• [Exercise requirements]
From the entries that follow, pick out all lines holding "this".

Rows from a dataset of pages and code

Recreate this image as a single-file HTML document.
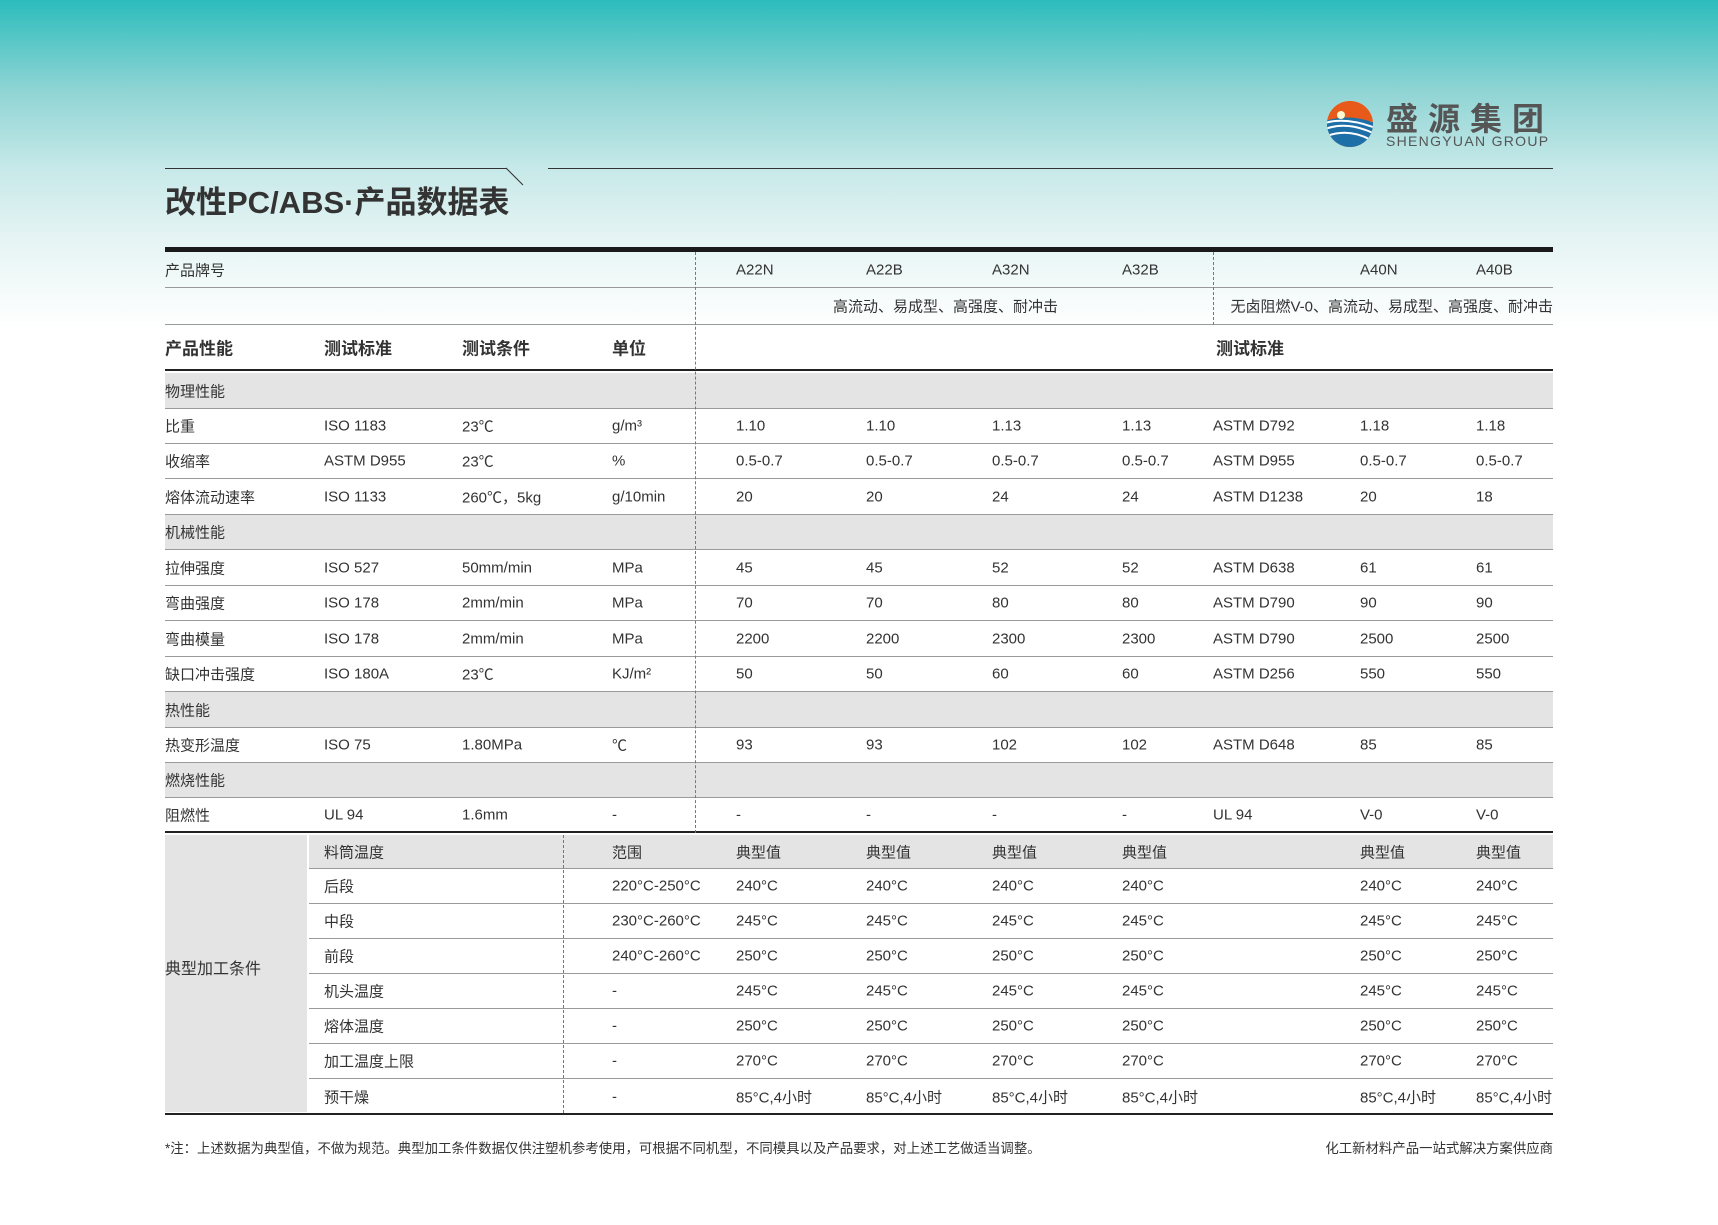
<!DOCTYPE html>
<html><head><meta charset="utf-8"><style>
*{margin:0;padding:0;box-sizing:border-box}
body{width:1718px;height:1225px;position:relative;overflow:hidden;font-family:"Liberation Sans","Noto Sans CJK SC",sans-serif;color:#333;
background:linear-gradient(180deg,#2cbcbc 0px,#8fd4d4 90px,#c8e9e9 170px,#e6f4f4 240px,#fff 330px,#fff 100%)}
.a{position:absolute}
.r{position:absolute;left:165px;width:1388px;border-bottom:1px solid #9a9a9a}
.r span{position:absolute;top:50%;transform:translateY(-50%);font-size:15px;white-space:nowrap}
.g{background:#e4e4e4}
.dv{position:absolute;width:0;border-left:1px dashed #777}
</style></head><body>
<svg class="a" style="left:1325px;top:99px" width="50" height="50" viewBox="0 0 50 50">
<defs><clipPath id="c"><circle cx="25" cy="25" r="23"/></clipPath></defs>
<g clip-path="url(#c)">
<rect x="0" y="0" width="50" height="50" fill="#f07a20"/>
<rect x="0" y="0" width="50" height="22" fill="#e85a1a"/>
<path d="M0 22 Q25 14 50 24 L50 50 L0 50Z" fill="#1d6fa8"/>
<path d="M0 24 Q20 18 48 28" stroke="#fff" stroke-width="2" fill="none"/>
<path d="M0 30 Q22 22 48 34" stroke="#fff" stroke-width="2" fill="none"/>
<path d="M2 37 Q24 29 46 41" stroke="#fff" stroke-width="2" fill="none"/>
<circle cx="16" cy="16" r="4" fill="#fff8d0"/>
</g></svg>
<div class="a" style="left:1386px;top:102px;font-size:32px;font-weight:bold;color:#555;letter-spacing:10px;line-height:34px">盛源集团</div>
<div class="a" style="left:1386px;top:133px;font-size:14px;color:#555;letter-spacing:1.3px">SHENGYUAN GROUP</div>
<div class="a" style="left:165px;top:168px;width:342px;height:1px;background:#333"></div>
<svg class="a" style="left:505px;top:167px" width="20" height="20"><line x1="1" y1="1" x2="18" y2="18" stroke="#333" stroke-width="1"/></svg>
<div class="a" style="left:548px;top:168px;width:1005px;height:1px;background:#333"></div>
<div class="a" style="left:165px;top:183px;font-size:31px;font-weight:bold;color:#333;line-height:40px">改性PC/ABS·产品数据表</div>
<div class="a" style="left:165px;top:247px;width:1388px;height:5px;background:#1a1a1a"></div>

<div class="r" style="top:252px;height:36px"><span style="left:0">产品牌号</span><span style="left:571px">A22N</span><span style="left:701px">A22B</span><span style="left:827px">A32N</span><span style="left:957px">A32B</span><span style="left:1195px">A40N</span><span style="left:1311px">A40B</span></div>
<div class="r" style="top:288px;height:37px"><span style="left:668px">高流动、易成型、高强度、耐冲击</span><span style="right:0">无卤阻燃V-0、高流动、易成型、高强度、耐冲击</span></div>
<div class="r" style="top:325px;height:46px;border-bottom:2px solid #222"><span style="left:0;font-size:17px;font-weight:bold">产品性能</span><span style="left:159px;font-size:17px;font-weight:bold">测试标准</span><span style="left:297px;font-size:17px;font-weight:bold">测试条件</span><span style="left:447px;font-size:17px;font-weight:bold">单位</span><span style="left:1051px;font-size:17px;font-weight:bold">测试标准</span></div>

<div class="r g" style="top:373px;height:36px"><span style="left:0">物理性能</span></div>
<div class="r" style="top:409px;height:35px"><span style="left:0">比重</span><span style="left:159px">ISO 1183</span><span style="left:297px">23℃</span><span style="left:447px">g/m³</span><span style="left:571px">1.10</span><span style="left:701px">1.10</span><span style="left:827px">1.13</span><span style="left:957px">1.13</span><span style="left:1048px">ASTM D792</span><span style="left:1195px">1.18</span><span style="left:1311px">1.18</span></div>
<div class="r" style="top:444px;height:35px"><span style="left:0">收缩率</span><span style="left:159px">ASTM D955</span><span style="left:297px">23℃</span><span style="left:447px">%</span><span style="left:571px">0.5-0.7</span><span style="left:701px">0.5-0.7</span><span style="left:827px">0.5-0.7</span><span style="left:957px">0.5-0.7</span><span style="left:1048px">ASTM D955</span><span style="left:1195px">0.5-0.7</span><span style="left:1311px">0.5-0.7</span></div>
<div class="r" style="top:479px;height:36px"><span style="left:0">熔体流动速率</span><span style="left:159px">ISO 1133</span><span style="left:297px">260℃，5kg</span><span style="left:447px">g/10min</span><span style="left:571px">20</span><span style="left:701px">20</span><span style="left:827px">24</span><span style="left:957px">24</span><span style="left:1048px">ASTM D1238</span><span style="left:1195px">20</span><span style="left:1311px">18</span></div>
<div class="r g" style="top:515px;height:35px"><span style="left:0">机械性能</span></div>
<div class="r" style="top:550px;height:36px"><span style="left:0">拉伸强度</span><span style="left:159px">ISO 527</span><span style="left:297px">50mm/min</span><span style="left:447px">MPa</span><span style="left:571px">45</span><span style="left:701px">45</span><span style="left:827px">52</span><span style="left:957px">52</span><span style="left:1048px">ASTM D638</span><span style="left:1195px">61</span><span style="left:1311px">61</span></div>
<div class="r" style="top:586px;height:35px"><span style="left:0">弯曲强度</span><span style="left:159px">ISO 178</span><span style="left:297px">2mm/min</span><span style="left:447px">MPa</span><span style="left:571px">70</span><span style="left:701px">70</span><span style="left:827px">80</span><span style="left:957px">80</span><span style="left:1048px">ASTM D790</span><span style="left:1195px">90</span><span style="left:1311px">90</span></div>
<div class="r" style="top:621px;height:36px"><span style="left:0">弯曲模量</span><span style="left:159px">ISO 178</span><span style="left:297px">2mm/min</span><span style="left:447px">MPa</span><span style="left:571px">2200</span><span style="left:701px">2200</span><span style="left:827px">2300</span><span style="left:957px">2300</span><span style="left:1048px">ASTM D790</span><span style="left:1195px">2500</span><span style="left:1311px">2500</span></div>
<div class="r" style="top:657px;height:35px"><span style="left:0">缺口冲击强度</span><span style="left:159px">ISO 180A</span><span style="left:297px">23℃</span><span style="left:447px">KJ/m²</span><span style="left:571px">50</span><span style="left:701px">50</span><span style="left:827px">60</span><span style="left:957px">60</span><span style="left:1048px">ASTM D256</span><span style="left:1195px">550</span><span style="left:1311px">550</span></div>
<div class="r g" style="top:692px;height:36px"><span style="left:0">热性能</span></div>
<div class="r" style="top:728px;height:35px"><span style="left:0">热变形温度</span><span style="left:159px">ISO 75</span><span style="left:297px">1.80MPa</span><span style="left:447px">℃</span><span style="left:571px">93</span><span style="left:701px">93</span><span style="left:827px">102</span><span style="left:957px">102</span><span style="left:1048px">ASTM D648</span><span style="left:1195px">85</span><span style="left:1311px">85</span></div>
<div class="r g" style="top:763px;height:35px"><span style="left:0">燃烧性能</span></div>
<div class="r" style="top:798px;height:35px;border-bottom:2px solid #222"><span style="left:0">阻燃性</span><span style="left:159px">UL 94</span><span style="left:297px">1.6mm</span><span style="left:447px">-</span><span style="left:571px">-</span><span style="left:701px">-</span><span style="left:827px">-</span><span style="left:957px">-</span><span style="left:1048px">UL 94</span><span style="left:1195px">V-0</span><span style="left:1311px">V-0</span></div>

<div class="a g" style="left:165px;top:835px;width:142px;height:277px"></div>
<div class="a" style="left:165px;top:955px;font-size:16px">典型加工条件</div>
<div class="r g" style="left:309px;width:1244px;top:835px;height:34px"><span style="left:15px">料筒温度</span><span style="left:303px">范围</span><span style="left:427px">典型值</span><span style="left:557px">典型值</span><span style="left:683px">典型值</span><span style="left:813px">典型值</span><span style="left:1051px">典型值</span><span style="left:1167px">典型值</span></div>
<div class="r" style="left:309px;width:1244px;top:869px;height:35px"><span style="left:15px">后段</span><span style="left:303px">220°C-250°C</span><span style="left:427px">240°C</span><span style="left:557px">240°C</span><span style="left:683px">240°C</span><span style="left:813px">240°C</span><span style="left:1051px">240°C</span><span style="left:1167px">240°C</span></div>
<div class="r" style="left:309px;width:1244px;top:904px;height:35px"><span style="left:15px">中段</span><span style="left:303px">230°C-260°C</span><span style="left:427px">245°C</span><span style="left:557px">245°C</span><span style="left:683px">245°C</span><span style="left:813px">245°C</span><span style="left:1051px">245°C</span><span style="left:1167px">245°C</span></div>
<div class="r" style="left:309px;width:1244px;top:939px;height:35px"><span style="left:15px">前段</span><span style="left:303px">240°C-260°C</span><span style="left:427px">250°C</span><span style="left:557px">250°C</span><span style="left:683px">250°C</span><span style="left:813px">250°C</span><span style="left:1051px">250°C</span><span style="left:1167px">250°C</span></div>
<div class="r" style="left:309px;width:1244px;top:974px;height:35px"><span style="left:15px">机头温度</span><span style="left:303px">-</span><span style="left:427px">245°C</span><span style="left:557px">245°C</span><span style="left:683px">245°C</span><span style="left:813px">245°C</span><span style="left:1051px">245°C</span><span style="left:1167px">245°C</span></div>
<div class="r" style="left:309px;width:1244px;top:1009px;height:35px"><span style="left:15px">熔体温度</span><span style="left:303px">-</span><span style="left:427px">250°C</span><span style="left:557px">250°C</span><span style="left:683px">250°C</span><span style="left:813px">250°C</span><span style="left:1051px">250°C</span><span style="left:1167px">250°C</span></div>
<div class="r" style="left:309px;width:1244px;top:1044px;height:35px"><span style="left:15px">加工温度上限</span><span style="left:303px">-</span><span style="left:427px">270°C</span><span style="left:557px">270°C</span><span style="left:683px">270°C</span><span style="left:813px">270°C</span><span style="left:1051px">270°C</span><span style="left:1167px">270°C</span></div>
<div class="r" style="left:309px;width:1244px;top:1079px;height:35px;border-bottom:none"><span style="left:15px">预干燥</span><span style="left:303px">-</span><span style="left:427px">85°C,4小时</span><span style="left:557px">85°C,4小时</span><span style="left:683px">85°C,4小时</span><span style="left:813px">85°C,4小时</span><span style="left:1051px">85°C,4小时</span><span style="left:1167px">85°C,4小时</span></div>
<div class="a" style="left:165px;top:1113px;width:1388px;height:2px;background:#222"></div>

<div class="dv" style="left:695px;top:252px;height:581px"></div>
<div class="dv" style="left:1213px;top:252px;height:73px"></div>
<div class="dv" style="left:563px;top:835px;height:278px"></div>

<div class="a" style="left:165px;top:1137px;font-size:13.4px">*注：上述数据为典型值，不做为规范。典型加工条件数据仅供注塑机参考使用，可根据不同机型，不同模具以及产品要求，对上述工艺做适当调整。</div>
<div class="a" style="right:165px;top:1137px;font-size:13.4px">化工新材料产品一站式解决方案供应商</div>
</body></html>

---

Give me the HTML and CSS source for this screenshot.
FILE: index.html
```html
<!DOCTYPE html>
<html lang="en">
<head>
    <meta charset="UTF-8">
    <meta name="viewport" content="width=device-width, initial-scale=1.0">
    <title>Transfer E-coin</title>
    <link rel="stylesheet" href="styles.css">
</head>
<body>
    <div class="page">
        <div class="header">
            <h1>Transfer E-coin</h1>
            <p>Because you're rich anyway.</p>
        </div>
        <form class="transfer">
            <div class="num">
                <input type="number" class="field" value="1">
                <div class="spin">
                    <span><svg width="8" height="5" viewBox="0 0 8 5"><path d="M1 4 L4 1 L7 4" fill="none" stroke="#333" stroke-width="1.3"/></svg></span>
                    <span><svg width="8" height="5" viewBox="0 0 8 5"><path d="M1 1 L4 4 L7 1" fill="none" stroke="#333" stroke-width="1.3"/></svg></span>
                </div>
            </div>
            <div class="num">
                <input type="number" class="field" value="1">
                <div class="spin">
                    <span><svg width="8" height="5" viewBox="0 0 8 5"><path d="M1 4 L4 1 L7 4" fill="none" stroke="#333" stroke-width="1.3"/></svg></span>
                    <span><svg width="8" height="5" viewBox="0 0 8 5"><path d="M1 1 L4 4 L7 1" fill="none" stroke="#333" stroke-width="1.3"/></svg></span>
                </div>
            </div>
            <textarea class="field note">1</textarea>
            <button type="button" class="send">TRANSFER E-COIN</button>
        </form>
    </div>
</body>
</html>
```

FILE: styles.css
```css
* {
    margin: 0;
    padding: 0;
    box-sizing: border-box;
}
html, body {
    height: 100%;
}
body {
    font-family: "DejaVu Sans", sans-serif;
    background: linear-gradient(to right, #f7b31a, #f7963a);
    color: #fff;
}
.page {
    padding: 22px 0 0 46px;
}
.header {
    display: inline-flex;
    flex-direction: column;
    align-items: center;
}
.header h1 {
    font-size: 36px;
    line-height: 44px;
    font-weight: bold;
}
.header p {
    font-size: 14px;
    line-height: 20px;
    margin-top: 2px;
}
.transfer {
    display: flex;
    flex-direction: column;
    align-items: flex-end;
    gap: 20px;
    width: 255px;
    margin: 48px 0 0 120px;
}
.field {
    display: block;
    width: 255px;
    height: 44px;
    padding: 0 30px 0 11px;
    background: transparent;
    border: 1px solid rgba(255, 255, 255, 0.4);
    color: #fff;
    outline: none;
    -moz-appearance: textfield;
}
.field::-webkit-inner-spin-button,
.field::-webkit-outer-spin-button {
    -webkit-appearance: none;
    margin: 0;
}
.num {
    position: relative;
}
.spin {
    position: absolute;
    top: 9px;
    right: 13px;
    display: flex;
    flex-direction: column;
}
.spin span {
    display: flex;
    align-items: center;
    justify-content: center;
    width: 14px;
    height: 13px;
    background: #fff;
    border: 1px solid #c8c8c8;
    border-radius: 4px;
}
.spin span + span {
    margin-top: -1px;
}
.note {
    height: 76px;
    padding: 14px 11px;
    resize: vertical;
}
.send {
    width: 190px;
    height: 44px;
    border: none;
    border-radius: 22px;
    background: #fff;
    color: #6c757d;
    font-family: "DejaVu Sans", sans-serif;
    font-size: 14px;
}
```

• [Complete response]
Recreate this image as a single-file HTML document.
Give me the HTML and CSS source for this screenshot.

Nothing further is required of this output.